In an emailed statement, Donahue says “judges should consider both the seriousness of the crimes, as well as the individual’s rehabilitation. Research shows that criminal sentencing should account for a person’s maturation, especially those who, through their action while incarcerated, have demonstrated both remorse and change.” But changes to the law, he says, should be crafted with consideration for victims and their families.
Metropolitan Police Department Chief Peter Newsham has a different take.
“I think the IRAA has already created a very serious public safety concern for the residents of Washington D.C.,” Newsham writes via email.
To illustrate his point, Newsham attached a judicial order in the case of Rodney C. Williams—the same order the USAO is using as an example to support its opposition—writing that the victims in that case have been “defrauded” by the criminal justice system.
“I am not certain that all of the husbands, women and nine year old girls who live in the District are aware of this decision or the public impact of this law,” Newsham writes. “I believe any expansion of this IRAA will have serious public safety consequences, and anyone who would support such an expansion has absolutely no regard for the victims or the families who are impacted by violent crime.”
In 1983, Williams pleaded guilty to rape while armed, sodomy, and armed robbery—crimes he committed as a 17-year-old.
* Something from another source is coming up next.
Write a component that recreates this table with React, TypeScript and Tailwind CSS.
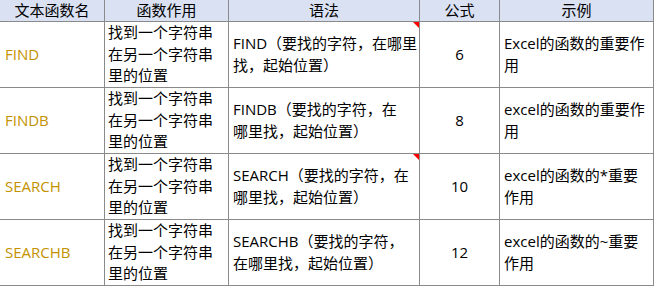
import React from "react";

const rows = [
  {
    name: "FIND",
    syntax: ["FIND（要找的字符，在哪里", "找，起始位置）"],
    n: "6",
    ex: ["Excel的函数的重要作", "用"],
    flag: true,
  },
  {
    name: "FINDB",
    syntax: ["FINDB（要找的字符，在", "哪里找，起始位置）"],
    n: "8",
    ex: ["excel的函数的重要作", "用"],
    flag: false,
  },
  {
    name: "SEARCH",
    syntax: ["SEARCH（要找的字符，在", "哪里找，起始位置）"],
    n: "10",
    ex: ["excel的函数的*重要", "作用"],
    flag: true,
  },
  {
    name: "SEARCHB",
    syntax: ["SEARCHB（要找的字符，", "在哪里找，起始位置）"],
    n: "12",
    ex: ["excel的函数的~重要", "作用"],
    flag: false,
  },
];

const cell = "border-r border-b border-[#8a8a8a] overflow-hidden";

export default function App() {
  return (
    <div
      className="w-[654px] h-[287px] bg-white text-black text-[15px]"
      style={{ fontFamily: '"Open Sans", "Noto Sans CJK SC", sans-serif' }}
    >
      <div className="grid grid-cols-[105px_124px_191px_80px_154px] grid-rows-[22px_66px_66px_66px_66px]">
        {["文本函数名", "函数作用", "语法", "公式", "示例"].map((h) => (
          <div
            key={h}
            className={`${cell} bg-[#d9e1f2] flex items-center justify-center leading-[21px]`}
          >
            {h}
          </div>
        ))}
        {rows.map((r) => (
          <React.Fragment key={r.name}>
            <div className={`${cell} flex items-center pl-[5px] text-[#c39200] leading-[21.5px]`}>
              {r.name}
            </div>
            <div className={`${cell} flex flex-col justify-center pl-[3px] leading-[21.6px]`}>
              <div>找到一个字符串</div>
              <div>在另一个字符串</div>
              <div>里的位置</div>
            </div>
            <div className={`${cell} relative flex flex-col justify-center pl-[4px] leading-[21.5px] whitespace-nowrap`}>
              {r.syntax.map((s) => (
                <div key={s}>{s}</div>
              ))}
              {r.flag && (
                <div className="absolute top-0 right-0 w-0 h-0 border-l-[6px] border-l-transparent border-t-[6px] border-t-[#ff0000]" />
              )}
            </div>
            <div className={`${cell} flex items-center justify-center leading-[21.5px]`}>{r.n}</div>
            <div className={`${cell} flex flex-col justify-center pl-[4px] leading-[21.5px] whitespace-nowrap`}>
              {r.ex.map((s) => (
                <div key={s}>{s}</div>
              ))}
            </div>
          </React.Fragment>
        ))}
      </div>
    </div>
  );
}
Williams, now 54, has served 36 years in prison and applied for resentencing under the IRAA. In June, D.C. Superior Court Judge Michael K. O’Keefe resentenced Williams to make him eligible for parole but did not offer an opinion as to whether he should be released. Nearly all others who’ve applied for resentencing under the IRAA have been given credit for time already served and released.
In his order, the judge summarizes Williams’ crimes, each of which involved breaking into homes with other young men and raping women between August and September of 1982. In one of the incidents, two of Williams’ accomplices accosted a woman at gunpoint while she was taking out the trash. The men forced her into her home on Macomb Street NW, where she lived with her husband and two children, according to court records.
The two men raped the woman while Williams and three others moved through the house taking the family’s belongings, Judge O’Keefe describes in his order. One of the men, Ray McLamore, raped the woman’s 9-year-old daughter. Williams was in the bedroom for at least part of the attack, O’Keefe notes, but did nothing to stop it.
O’Keefe calls Williams’ case “extremely difficult” and writes that his “sociopathic behavior” warrants an extreme sentence.
“People can and do change,” O’Keefe writes. “Can a juvenile sociopath mature into a well-adjusted empathetic adult? For the good of society, let’s hope so.”
For now, Williams awaits a hearing in front of the U.S. Parole Commission. His attorney, Todd Baldwin, has filed a motion for reconsideration.
“They label them as murderers and rapists,” Baldwin says. “These are terrible things that they did, but 17-year-olds should not be punished for the rest of their lives. I can say that the USAO’s office has opposed not just my client’s case, but every single case. Their problem is not with [the proposed amendment], it’s with [the law] itself.”